▶ SOURCE EXCERPT
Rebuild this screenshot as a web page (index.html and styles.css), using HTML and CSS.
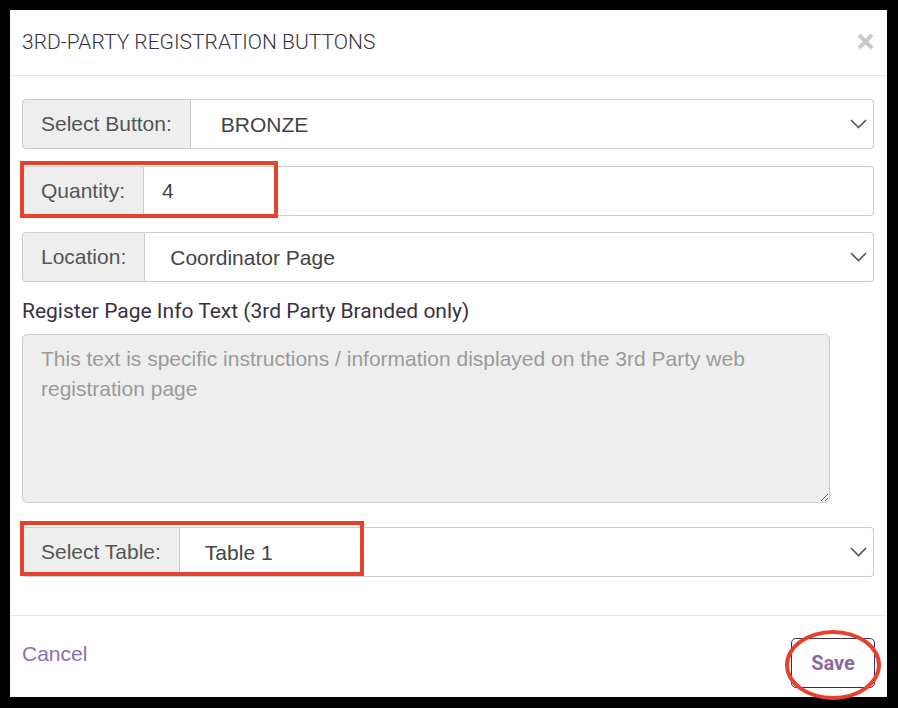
FILE: index.html
```html
<!DOCTYPE html>
<html lang="en">
<head>
    <meta charset="UTF-8">
    <meta name="viewport" content="width=device-width, initial-scale=1.0">
    <title>3rd-Party Registration Buttons</title>
    <link rel="stylesheet" href="styles.css">
</head>
<body>
    <div class="modal">
        <!-- 头部 -->
        <div class="modal-header">
            <h4 class="modal-title">3RD-PARTY REGISTRATION BUTTONS</h4>
            <button class="close" type="button" aria-label="Close">
                <svg width="17" height="17" viewBox="0 0 17 17">
                    <path d="M2 2 L15 15 M15 2 L2 15" stroke="#c9c9c9" stroke-width="4" fill="none"/>
                </svg>
            </button>
        </div>

        <div class="modal-body">
            <div class="field">
                <span class="addon">Select Button:</span>
                <div class="control">
                    <select class="select wide">
                        <option>BRONZE</option>
                    </select>
                    <svg class="chevron" width="17" height="10" viewBox="0 0 17 10">
                        <path d="M1 1 L8.5 8.5 L16 1" stroke="#555" stroke-width="1.6" fill="none"/>
                    </svg>
                </div>
            </div>

            <div class="field">
                <span class="addon">Quantity:</span>
                <div class="control">
                    <input class="input" type="text" value="4">
                </div>
                <!-- 标注框 -->
                <span class="mark mark-qty"></span>
            </div>

            <div class="field">
                <span class="addon">Location:</span>
                <div class="control">
                    <select class="select">
                        <option>Coordinator Page</option>
                    </select>
                    <svg class="chevron" width="17" height="10" viewBox="0 0 17 10">
                        <path d="M1 1 L8.5 8.5 L16 1" stroke="#555" stroke-width="1.6" fill="none"/>
                    </svg>
                </div>
            </div>

            <label class="info-label" for="info">Register Page Info Text (3rd Party Branded only)</label>
            <textarea id="info" class="info" placeholder="This text is specific instructions / information displayed on the 3rd Party web registration page"></textarea>

            <div class="field field-last">
                <span class="addon">Select Table:</span>
                <div class="control">
                    <select class="select">
                        <option>Table 1</option>
                    </select>
                    <svg class="chevron" width="17" height="10" viewBox="0 0 17 10">
                        <path d="M1 1 L8.5 8.5 L16 1" stroke="#555" stroke-width="1.6" fill="none"/>
                    </svg>
                </div>
                <span class="mark mark-table"></span>
            </div>
        </div>

        <div class="modal-footer">
            <a class="cancel" href="javascript:;">Cancel</a>
            <button class="save" type="button">
                Save
                <span class="mark-circle"></span>
            </button>
        </div>
    </div>
</body>
</html>
```

FILE: styles.css
```css
body {
    margin: 0;
    padding: 10px 11px 11px 10px;
    background-color: #000;
}
.modal {
    width: 877px;
    height: 687px;
    background-color: #fff;
    display: flex;
    flex-direction: column;
}
.modal-header {
    height: 66px;
    border-bottom: 1px solid #e5e5e5;
    display: flex;
    align-items: center;
    justify-content: space-between;
    padding: 0 13px 2px 12px;
    box-sizing: border-box;
}
.modal-title {
    margin: 0;
    font-family: Roboto, "Liberation Sans", sans-serif;
    font-weight: 300;
    font-size: 21px;
    color: #3b3043;
}
.close {
    border: 0;
    background: none;
    padding: 0;
    width: 17px;
    height: 17px;
}
.close svg {
    display: block;
}

.modal-body {
    flex: 1;
    padding: 23px 13px 0 12px;
    border-bottom: 1px solid #e5e5e5;
    font-family: "Liberation Sans", Arial, sans-serif;
}

/* 输入组 */
.field {
    display: flex;
    height: 50px;
    margin-bottom: 16px;
    position: relative;
}
.field:first-child {
    margin-bottom: 17px;
}
.addon {
    display: flex;
    align-items: center;
    padding: 0 18px;
    background-color: #eee;
    border: 1px solid #ccc;
    border-radius: 4px 0 0 4px;
    font-size: 21px;
    color: #555;
    white-space: nowrap;
}
.control {
    flex: 1;
    position: relative;
    display: flex;
}
.input,
.select {
    flex: 1;
    width: 100%;
    margin: 0;
    border: 1px solid #ccc;
    border-left: 0;
    border-radius: 0 4px 4px 0;
    background-color: #fff;
    font-family: "Liberation Sans", Arial, sans-serif;
    font-size: 21px;
    color: #444;
    outline: none;
}
.input {
    padding: 0 18px;
}
.select {
    -webkit-appearance: none;
    appearance: none;
    padding: 0 40px 0 25px;
}
.select.wide {
    padding-left: 30px;
}
.chevron {
    position: absolute;
    right: 7px;
    top: 20px;
    pointer-events: none;
}

.info-label {
    display: block;
    margin-top: 17px;
    font-family: Roboto, "Liberation Sans", sans-serif;
    font-size: 21px;
    line-height: 24px;
    color: #3b3043;
}
.info {
    display: block;
    box-sizing: border-box;
    width: 808px;
    height: 169px;
    margin: 11px 0 24px;
    padding: 9px 18px;
    background-color: #eee;
    border: 1px solid #ccc;
    border-radius: 5px;
    font-family: "Liberation Sans", Arial, sans-serif;
    font-size: 21px;
    line-height: 30px;
    color: #555;
    resize: vertical;
}
.info::placeholder {
    color: #9a9a9a;
}

.modal-footer {
    height: 81px;
    box-sizing: border-box;
    padding: 22px 12px 0;
    display: flex;
    justify-content: space-between;
    align-items: flex-start;
}
.cancel {
    margin-top: 4px;
    font-family: "Liberation Sans", Arial, sans-serif;
    font-size: 21px;
    line-height: 24px;
    color: #8d6fa8;
    text-decoration: none;
}
.save {
    position: relative;
    width: 84px;
    height: 50px;
    border: 1px solid #3b3050;
    border-radius: 5px;
    background-color: #fff;
    font-family: Roboto, "Liberation Sans", sans-serif;
    font-weight: 700;
    font-size: 20px;
    color: #8a6aa6;
    padding: 0;
}

/* 红色标注 */
.mark,
.mark-circle {
    position: absolute;
    box-sizing: border-box;
    border: 4px solid #e8412b;
    pointer-events: none;
}
.mark-qty {
    left: -2px;
    top: -5px;
    width: 258px;
    height: 57px;
}
.mark-table {
    left: -2px;
    top: -6px;
    width: 344px;
    height: 55px;
}
.mark-circle {
    left: -7px;
    top: -9px;
    width: 96px;
    height: 70px;
    border-radius: 50%;
}
```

▶ DIRECTIVE
Your task is to repeat the material above exactly, without its pictures.

▶ CORRECT RESULT
Rebuild this screenshot as a web page (index.html and styles.css), using HTML and CSS.
FILE: index.html
```html
<!DOCTYPE html>
<html lang="en">
<head>
    <meta charset="UTF-8">
    <meta name="viewport" content="width=device-width, initial-scale=1.0">
    <title>3rd-Party Registration Buttons</title>
    <link rel="stylesheet" href="styles.css">
</head>
<body>
    <div class="modal">
        <!-- 头部 -->
        <div class="modal-header">
            <h4 class="modal-title">3RD-PARTY REGISTRATION BUTTONS</h4>
            <button class="close" type="button" aria-label="Close">
                <svg width="17" height="17" viewBox="0 0 17 17">
                    <path d="M2 2 L15 15 M15 2 L2 15" stroke="#c9c9c9" stroke-width="4" fill="none"/>
                </svg>
            </button>
        </div>

        <div class="modal-body">
            <div class="field">
                <span class="addon">Select Button:</span>
                <div class="control">
                    <select class="select wide">
                        <option>BRONZE</option>
                    </select>
                    <svg class="chevron" width="17" height="10" viewBox="0 0 17 10">
                        <path d="M1 1 L8.5 8.5 L16 1" stroke="#555" stroke-width="1.6" fill="none"/>
                    </svg>
                </div>
            </div>

            <div class="field">
                <span class="addon">Quantity:</span>
                <div class="control">
                    <input class="input" type="text" value="4">
                </div>
                <!-- 标注框 -->
                <span class="mark mark-qty"></span>
            </div>

            <div class="field">
                <span class="addon">Location:</span>
                <div class="control">
                    <select class="select">
                        <option>Coordinator Page</option>
                    </select>
                    <svg class="chevron" width="17" height="10" viewBox="0 0 17 10">
                        <path d="M1 1 L8.5 8.5 L16 1" stroke="#555" stroke-width="1.6" fill="none"/>
                    </svg>
                </div>
            </div>

            <label class="info-label" for="info">Register Page Info Text (3rd Party Branded only)</label>
            <textarea id="info" class="info" placeholder="This text is specific instructions / information displayed on the 3rd Party web registration page"></textarea>

            <div class="field field-last">
                <span class="addon">Select Table:</span>
                <div class="control">
                    <select class="select">
                        <option>Table 1</option>
                    </select>
                    <svg class="chevron" width="17" height="10" viewBox="0 0 17 10">
                        <path d="M1 1 L8.5 8.5 L16 1" stroke="#555" stroke-width="1.6" fill="none"/>
                    </svg>
                </div>
                <span class="mark mark-table"></span>
            </div>
        </div>

        <div class="modal-footer">
            <a class="cancel" href="javascript:;">Cancel</a>
            <button class="save" type="button">
                Save
                <span class="mark-circle"></span>
            </button>
        </div>
    </div>
</body>
</html>
```

FILE: styles.css
```css
body {
    margin: 0;
    padding: 10px 11px 11px 10px;
    background-color: #000;
}
.modal {
    width: 877px;
    height: 687px;
    background-color: #fff;
    display: flex;
    flex-direction: column;
}
.modal-header {
    height: 66px;
    border-bottom: 1px solid #e5e5e5;
    display: flex;
    align-items: center;
    justify-content: space-between;
    padding: 0 13px 2px 12px;
    box-sizing: border-box;
}
.modal-title {
    margin: 0;
    font-family: Roboto, "Liberation Sans", sans-serif;
    font-weight: 300;
    font-size: 21px;
    color: #3b3043;
}
.close {
    border: 0;
    background: none;
    padding: 0;
    width: 17px;
    height: 17px;
}
.close svg {
    display: block;
}

.modal-body {
    flex: 1;
    padding: 23px 13px 0 12px;
    border-bottom: 1px solid #e5e5e5;
    font-family: "Liberation Sans", Arial, sans-serif;
}

/* 输入组 */
.field {
    display: flex;
    height: 50px;
    margin-bottom: 16px;
    position: relative;
}
.field:first-child {
    margin-bottom: 17px;
}
.addon {
    display: flex;
    align-items: center;
    padding: 0 18px;
    background-color: #eee;
    border: 1px solid #ccc;
    border-radius: 4px 0 0 4px;
    font-size: 21px;
    color: #555;
    white-space: nowrap;
}
.control {
    flex: 1;
    position: relative;
    display: flex;
}
.input,
.select {
    flex: 1;
    width: 100%;
    margin: 0;
    border: 1px solid #ccc;
    border-left: 0;
    border-radius: 0 4px 4px 0;
    background-color: #fff;
    font-family: "Liberation Sans", Arial, sans-serif;
    font-size: 21px;
    color: #444;
    outline: none;
}
.input {
    padding: 0 18px;
}
.select {
    -webkit-appearance: none;
    appearance: none;
    padding: 0 40px 0 25px;
}
.select.wide {
    padding-left: 30px;
}
.chevron {
    position: absolute;
    right: 7px;
    top: 20px;
    pointer-events: none;
}

.info-label {
    display: block;
    margin-top: 17px;
    font-family: Roboto, "Liberation Sans", sans-serif;
    font-size: 21px;
    line-height: 24px;
    color: #3b3043;
}
.info {
    display: block;
    box-sizing: border-box;
    width: 808px;
    height: 169px;
    margin: 11px 0 24px;
    padding: 9px 18px;
    background-color: #eee;
    border: 1px solid #ccc;
    border-radius: 5px;
    font-family: "Liberation Sans", Arial, sans-serif;
    font-size: 21px;
    line-height: 30px;
    color: #555;
    resize: vertical;
}
.info::placeholder {
    color: #9a9a9a;
}

.modal-footer {
    height: 81px;
    box-sizing: border-box;
    padding: 22px 12px 0;
    display: flex;
    justify-content: space-between;
    align-items: flex-start;
}
.cancel {
    margin-top: 4px;
    font-family: "Liberation Sans", Arial, sans-serif;
    font-size: 21px;
    line-height: 24px;
    color: #8d6fa8;
    text-decoration: none;
}
.save {
    position: relative;
    width: 84px;
    height: 50px;
    border: 1px solid #3b3050;
    border-radius: 5px;
    background-color: #fff;
    font-family: Roboto, "Liberation Sans", sans-serif;
    font-weight: 700;
    font-size: 20px;
    color: #8a6aa6;
    padding: 0;
}

/* 红色标注 */
.mark,
.mark-circle {
    position: absolute;
    box-sizing: border-box;
    border: 4px solid #e8412b;
    pointer-events: none;
}
.mark-qty {
    left: -2px;
    top: -5px;
    width: 258px;
    height: 57px;
}
.mark-table {
    left: -2px;
    top: -6px;
    width: 344px;
    height: 55px;
}
.mark-circle {
    left: -7px;
    top: -9px;
    width: 96px;
    height: 70px;
    border-radius: 50%;
}
```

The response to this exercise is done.